Provided entries –
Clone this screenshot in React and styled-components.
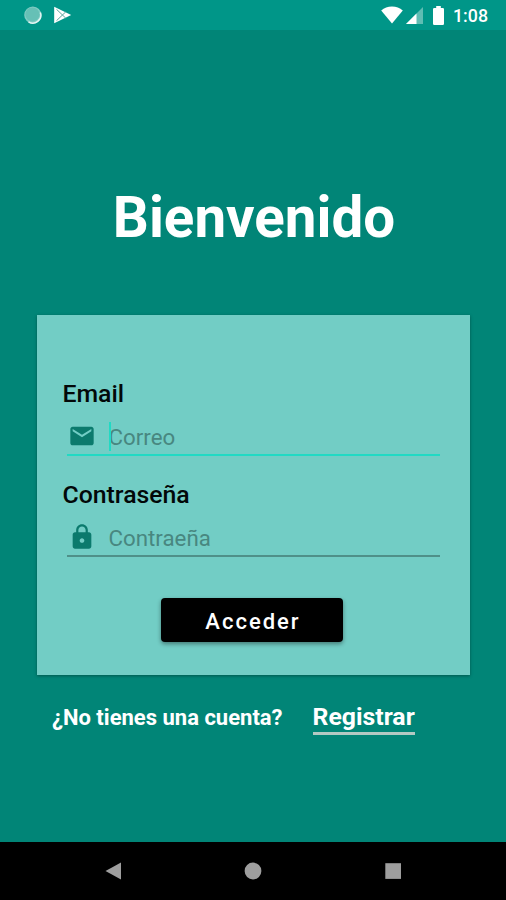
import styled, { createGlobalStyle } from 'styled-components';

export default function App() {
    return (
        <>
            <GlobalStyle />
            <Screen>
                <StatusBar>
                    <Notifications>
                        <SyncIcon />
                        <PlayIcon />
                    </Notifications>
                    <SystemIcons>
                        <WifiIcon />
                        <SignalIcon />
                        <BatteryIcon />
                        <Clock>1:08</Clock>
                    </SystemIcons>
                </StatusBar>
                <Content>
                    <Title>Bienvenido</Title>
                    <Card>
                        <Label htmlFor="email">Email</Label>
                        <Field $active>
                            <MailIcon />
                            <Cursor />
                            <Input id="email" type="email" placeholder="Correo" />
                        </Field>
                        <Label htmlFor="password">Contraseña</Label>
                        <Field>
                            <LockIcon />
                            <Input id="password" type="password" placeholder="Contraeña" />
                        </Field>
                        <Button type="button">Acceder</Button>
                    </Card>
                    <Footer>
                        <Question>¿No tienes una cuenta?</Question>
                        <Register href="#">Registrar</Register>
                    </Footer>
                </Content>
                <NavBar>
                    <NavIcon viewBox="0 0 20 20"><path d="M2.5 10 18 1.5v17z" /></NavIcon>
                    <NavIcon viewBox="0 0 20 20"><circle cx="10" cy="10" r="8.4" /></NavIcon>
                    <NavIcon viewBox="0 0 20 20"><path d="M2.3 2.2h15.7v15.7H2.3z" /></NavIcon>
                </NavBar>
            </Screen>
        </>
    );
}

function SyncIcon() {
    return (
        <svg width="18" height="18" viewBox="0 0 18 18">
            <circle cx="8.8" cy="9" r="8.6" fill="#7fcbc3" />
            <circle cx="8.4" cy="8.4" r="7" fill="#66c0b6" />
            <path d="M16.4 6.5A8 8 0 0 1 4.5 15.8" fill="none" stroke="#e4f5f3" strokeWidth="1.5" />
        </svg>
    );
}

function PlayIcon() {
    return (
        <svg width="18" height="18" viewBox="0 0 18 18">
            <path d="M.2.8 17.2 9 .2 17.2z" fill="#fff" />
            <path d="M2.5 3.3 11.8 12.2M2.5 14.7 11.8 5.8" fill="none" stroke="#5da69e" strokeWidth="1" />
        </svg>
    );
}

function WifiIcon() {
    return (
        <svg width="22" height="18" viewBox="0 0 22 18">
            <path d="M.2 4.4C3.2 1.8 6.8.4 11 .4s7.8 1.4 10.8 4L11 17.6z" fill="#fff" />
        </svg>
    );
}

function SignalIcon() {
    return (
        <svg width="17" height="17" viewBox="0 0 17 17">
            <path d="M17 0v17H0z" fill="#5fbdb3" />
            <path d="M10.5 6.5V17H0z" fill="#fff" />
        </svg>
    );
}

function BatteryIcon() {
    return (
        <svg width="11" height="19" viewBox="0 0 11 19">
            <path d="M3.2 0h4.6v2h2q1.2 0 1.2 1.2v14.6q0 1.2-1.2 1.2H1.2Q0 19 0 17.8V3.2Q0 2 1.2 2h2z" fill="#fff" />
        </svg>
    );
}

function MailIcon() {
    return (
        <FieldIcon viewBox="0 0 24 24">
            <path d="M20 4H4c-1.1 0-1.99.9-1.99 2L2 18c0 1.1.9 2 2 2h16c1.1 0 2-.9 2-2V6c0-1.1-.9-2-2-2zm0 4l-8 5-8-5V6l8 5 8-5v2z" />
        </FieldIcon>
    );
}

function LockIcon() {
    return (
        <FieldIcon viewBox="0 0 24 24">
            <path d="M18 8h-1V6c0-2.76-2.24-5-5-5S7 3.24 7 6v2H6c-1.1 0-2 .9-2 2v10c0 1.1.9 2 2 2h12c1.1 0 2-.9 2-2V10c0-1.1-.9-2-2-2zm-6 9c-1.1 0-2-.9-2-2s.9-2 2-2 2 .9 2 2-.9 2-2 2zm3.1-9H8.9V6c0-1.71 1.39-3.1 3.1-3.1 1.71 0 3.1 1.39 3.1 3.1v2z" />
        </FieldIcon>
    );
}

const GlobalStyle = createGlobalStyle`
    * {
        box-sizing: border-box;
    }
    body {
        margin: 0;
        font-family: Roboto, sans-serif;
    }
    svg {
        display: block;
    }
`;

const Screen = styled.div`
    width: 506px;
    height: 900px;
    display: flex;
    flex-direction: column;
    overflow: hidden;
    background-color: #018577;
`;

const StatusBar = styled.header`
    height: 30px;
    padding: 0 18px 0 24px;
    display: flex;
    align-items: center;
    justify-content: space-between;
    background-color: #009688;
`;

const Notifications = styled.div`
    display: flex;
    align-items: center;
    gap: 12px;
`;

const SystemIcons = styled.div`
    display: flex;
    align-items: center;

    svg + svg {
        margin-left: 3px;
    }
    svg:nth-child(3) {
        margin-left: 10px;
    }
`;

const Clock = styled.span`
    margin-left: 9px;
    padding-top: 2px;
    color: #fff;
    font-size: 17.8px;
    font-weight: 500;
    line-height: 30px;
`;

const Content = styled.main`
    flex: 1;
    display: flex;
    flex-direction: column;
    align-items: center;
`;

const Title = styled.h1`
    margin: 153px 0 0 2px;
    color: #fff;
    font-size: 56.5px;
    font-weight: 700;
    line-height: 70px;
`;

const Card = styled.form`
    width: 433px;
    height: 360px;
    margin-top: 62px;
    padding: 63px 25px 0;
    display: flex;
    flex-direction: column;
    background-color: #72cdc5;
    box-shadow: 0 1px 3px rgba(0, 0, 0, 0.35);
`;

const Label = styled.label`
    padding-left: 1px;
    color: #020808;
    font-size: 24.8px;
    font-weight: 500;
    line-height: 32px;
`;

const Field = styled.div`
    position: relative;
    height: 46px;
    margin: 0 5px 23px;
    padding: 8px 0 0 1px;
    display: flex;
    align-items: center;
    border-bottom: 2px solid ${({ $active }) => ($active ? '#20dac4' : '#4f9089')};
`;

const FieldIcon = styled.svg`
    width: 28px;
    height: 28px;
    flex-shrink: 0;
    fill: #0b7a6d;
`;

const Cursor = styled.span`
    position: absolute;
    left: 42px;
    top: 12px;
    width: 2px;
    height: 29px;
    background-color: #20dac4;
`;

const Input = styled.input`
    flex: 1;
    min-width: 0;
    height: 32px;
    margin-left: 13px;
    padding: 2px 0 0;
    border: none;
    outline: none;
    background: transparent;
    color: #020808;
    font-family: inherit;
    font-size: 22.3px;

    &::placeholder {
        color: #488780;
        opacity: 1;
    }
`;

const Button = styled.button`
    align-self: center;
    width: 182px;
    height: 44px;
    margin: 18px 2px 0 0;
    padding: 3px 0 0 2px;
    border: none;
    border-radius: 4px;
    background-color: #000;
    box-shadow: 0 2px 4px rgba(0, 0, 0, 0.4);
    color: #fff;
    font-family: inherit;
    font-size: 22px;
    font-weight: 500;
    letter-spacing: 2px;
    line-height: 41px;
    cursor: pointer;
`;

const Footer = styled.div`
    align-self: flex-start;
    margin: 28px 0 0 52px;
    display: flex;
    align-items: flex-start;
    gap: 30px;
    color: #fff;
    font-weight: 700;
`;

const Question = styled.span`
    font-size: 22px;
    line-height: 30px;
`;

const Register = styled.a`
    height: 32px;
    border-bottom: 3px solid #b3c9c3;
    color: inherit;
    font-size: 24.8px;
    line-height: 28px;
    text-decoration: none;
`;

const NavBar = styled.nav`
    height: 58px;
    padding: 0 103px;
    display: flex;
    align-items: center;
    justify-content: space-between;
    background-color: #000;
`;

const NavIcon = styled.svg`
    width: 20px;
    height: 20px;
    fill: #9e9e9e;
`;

==

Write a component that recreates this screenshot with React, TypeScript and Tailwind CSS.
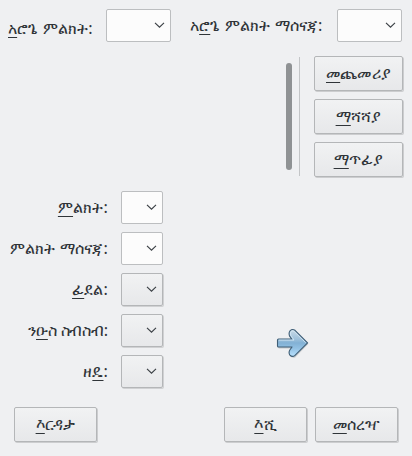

Goal – Within the entries above, how many lines contain "components"? Respond with the number only.

Right answer – 2